Climbing Duran, never saw 15%
We replenished fuel and bombed the descent. I let my speed run out a little more between switchbacks this time, still holding way back from the California guys and Thomson ride leaders. I think it was Dan that hit a bump coming hot into a switchback, lost a water bottle and rode over it, kicking his rear wheel over, and left him with no choice but to go right off the end of the switchback. Fortunately it was just weeds. He pulled a perfect Lance maneuver and rode right out of the dicy situation and back onto the road. I slowed down again after that. We were warned the Duran descent would be rough. Actually, it would be considered a good road in New England. The roads in general here are in near perfect condition. I liked Duran. It is a one lane paved road to nowhere with no traffic on it.
Me and Nick in Dont
We dropped down into a town called Dont. The next climb began immediately up to Forcella Staulanza. This ride litterally has no flat sections. The profile looks like a saw blade. Fortunately, Staulanza wasn't as steep but still gains 2700ft. When we hit the top, my legs were reeling. I thought there was no way I'd survive Giau after that. I had to somehow. Passo Giau is one of the more famous climbs in Italy and is often included in the Giro. It was the Cima Coppi of this year's Giro (highest point) at 2236m. We rocketed down to Selva di Cadore and promptly began climbing.
Looking down climb to Stualanza. Heli putting up cell tower.
I must add that touring with Thomson is the balls. Their organization of daily rides is first class. With big climbs come big temperature changes. The valleys are warm and no layers are needed during climbing. But the descents are frigid. It is nice to have a van to swap layers on and off and to quickly top off water or throw down some calories. I would definitely book with Thomson again.
I kicked it into survival my gear heading up Giau. I was deeply concerned I would sieze up before the summit. I was getting those cramping early warning signs on the last climb. Not good when you have a double-digit grade 3000ft climb ahead of you. Somehow I managed to keep most of the A-group guys in sight all the way up. Giau was a soul crusher. Once above tree line, the pass still looks impossibly far away.
Climb to Passo Giau
We had lunch at the summit restaurant. I went for a salty ham and cheese sandwich and caffe americano. I find Italian food good for a weak taster like myself. Everything is strongly flavored here, whether it be coffee or cheese. Sandwich meats can be very salty. I needed the sodium.
Eating a lot necessitates leaving more deposits than usual. When I visited the men's room, both hip flexors siezed up on me as I sat down. I had to jump right back up. What a predicament. I was in worse shape than I had thought. That last 800m climb was going to be a bitch.
From Giau, looking towards Pocoi
We had some nice descending off Giau. Went forever. Of course, once we reached the bottom, it was straight into the next climb, Falzarego. This would be the tamest climb of the ride.

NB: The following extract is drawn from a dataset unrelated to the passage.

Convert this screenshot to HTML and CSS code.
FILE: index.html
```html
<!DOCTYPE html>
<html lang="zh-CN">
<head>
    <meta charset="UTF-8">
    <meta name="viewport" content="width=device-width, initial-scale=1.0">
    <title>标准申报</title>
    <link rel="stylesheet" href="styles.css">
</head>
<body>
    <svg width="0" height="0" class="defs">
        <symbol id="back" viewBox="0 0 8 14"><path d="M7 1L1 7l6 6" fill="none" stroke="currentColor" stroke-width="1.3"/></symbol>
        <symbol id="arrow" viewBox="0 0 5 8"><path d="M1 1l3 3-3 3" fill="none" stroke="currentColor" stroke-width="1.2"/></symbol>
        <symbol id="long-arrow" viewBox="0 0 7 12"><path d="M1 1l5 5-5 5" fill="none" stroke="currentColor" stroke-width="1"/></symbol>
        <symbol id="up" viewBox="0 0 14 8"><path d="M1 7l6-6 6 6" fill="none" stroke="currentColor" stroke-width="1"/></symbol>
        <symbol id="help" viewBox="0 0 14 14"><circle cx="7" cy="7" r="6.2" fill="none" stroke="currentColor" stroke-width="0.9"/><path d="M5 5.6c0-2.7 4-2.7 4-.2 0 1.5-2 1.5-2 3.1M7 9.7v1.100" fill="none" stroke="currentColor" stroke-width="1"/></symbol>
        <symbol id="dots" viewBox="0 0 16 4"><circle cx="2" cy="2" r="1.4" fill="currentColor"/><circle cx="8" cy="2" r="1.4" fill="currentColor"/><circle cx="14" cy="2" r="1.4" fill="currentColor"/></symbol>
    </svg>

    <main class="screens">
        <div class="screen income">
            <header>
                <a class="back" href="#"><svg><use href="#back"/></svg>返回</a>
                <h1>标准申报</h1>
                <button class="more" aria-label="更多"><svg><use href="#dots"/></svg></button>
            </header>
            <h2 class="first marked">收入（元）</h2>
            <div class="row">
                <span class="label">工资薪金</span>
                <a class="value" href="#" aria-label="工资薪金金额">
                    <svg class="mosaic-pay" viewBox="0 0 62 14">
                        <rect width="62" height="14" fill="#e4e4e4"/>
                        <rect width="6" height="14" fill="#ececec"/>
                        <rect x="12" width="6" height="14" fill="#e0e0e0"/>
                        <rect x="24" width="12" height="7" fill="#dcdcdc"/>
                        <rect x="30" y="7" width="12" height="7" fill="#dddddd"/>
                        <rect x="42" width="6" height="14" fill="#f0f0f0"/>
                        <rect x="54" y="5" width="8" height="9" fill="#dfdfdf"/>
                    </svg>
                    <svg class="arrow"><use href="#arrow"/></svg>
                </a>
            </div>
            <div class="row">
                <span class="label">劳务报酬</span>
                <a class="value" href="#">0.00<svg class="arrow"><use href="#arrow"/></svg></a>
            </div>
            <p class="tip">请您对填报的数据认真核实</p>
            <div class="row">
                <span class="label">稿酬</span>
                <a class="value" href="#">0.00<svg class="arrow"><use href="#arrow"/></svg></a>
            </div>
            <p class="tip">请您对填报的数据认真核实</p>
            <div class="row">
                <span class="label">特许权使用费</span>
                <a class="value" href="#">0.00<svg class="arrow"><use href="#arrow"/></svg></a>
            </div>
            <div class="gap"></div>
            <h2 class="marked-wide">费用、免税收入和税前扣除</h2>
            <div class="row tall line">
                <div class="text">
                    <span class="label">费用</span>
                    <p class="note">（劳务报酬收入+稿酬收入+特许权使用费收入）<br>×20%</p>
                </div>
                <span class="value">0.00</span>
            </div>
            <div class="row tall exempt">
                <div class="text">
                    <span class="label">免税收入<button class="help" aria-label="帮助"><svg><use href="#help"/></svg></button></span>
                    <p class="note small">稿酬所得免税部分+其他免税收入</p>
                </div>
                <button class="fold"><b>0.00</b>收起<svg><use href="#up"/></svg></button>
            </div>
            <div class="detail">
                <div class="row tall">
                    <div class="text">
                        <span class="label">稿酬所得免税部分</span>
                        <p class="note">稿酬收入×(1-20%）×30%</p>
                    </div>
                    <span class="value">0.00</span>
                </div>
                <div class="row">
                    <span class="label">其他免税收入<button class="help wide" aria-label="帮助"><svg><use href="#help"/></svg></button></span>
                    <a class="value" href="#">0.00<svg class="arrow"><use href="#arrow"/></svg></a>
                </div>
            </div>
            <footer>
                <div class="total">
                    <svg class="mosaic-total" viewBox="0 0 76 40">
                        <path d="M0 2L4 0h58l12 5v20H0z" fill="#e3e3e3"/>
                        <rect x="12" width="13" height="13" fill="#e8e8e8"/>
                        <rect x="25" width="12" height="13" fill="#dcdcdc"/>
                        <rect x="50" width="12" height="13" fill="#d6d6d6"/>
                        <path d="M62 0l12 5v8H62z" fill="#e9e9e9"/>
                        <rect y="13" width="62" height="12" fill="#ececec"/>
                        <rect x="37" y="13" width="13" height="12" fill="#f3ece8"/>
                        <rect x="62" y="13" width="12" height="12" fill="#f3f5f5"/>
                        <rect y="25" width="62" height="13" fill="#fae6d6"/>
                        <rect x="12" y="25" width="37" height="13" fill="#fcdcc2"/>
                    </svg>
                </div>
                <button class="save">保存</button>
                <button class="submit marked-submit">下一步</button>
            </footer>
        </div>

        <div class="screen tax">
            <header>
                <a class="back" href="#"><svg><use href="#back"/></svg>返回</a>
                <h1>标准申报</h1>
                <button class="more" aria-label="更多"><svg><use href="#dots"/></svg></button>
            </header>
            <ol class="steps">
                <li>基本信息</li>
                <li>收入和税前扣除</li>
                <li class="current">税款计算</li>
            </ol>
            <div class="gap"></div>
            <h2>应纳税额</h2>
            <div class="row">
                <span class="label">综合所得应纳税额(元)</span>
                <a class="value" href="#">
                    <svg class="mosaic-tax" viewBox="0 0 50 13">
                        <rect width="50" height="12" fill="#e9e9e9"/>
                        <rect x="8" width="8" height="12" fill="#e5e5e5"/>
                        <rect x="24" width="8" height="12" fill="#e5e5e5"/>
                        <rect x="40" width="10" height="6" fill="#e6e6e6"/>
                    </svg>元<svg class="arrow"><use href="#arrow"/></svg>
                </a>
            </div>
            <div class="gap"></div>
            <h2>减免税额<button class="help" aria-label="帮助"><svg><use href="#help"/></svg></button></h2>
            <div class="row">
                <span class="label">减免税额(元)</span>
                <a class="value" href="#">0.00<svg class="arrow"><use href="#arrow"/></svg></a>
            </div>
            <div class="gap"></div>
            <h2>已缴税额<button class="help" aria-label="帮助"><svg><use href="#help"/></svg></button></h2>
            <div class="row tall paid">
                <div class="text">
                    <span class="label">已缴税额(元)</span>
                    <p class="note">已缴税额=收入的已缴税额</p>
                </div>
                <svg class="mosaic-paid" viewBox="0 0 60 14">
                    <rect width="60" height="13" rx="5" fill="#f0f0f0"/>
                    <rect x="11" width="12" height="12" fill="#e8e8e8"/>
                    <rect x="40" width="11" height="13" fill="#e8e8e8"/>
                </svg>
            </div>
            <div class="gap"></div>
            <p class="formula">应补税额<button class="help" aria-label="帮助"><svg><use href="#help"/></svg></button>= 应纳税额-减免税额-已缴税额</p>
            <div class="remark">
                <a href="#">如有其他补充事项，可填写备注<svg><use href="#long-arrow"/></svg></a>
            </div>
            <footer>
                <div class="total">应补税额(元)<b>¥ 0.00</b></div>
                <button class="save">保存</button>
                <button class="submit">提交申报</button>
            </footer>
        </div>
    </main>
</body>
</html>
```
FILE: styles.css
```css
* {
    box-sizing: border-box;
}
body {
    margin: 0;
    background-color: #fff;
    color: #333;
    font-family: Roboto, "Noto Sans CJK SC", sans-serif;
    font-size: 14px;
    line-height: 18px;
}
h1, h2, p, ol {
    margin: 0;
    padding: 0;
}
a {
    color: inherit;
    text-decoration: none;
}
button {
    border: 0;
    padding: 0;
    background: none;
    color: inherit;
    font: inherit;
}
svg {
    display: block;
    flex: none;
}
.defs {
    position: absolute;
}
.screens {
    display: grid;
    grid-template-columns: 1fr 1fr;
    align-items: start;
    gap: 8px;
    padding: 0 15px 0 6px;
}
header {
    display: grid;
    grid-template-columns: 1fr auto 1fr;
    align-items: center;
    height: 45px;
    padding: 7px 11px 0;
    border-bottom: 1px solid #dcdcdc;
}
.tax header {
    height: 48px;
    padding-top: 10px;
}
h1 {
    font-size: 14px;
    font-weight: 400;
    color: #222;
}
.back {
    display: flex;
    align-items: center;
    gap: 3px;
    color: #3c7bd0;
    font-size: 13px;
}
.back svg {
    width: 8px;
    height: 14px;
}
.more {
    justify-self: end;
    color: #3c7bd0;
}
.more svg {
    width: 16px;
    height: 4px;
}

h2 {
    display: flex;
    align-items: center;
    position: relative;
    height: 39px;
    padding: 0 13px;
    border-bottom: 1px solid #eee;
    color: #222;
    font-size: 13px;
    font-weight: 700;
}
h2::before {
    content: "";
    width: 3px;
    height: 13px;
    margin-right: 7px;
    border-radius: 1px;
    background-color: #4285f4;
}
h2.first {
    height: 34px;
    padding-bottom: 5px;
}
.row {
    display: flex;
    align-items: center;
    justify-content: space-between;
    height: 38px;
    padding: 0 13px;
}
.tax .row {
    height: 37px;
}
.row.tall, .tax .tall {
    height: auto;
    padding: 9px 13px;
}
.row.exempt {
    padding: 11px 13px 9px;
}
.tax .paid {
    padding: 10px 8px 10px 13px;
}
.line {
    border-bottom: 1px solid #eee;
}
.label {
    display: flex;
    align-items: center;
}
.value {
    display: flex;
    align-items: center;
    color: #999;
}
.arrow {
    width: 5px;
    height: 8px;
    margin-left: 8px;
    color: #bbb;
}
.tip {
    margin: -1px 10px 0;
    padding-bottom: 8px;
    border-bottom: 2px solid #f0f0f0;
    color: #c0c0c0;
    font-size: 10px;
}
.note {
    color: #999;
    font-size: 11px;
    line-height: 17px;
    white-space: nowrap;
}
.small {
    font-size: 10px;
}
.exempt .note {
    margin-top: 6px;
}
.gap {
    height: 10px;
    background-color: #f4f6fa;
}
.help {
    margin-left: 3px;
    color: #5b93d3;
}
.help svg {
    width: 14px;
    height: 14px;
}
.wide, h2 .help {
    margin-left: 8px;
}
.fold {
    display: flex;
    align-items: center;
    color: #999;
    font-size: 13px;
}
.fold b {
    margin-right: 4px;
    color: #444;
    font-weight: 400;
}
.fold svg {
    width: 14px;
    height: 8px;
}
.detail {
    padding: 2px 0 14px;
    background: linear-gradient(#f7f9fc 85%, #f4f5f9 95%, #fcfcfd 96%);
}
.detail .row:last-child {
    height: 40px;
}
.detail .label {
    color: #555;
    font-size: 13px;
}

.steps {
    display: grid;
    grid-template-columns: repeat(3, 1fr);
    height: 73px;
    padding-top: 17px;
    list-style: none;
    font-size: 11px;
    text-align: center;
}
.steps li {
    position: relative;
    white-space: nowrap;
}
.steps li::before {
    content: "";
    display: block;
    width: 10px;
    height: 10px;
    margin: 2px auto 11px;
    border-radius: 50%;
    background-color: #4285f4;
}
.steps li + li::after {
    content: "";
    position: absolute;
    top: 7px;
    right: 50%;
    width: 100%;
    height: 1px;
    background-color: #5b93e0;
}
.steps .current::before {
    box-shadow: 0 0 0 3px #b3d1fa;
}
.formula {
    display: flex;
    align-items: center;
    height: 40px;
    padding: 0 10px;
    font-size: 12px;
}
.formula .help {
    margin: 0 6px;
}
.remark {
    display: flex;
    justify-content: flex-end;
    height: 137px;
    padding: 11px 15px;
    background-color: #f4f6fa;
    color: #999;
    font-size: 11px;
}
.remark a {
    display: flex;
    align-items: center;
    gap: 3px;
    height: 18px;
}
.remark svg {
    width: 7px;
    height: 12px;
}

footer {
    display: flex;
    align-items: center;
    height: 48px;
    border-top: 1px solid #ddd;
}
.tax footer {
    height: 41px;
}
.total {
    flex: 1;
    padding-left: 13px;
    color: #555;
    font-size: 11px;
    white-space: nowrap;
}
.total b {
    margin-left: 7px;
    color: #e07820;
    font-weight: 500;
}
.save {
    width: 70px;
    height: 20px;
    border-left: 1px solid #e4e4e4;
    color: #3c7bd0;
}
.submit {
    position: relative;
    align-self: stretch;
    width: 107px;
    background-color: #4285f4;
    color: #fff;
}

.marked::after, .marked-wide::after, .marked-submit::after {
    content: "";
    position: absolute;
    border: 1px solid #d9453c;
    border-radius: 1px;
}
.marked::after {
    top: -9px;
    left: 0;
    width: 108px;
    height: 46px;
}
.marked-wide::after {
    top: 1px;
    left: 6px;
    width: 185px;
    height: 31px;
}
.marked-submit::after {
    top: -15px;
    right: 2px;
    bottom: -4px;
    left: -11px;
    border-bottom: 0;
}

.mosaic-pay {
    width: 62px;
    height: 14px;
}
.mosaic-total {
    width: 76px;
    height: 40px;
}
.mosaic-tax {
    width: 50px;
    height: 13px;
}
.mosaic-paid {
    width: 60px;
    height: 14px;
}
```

We had passed by the summit on the previous day's ride by coming into from a different way, a 3-way junction. Then it was 25km, all downhill, back to Alleghe.
Bicycle weathervane at Passo Giau
My roommate Joe and I were first two to summit. Guess the others weren't feeling too chipper anymore either. Joe is one of those slow twitch mutant types. He rides a bike once or twice a week and could dominate a tour like this. His primary sport is running, doing those 30 hour, 100 mile body destroying kinds of events. Guess it carries over well to cycling.
I carried considerably more speed on the descent back to town this time, knowing what was coming. I almost managed to keep the fastest few descenders in sight and was mid-pack this time. The day before I learned the leaders like to townline sprint coming into Alleghe. I thought I'd go for it this time, but didn't remember exactly where the sign was. It came too quickly and our ride leader took it.
The ride ended with 117.7km, 11,100ft and 5:32hrs on the Garmin. The climbing is way more dense here than in New England. We net about 100ft per mile there, while in the Dolomites, it is closer to 100ft per kilometer. I had to be careful how I moved after the ride, as any wrong move sent my legs into spasms. Tuesday will be an easy day with only half as much climbing as we ride to the next town we'll spend one night in. Hope I can survive that.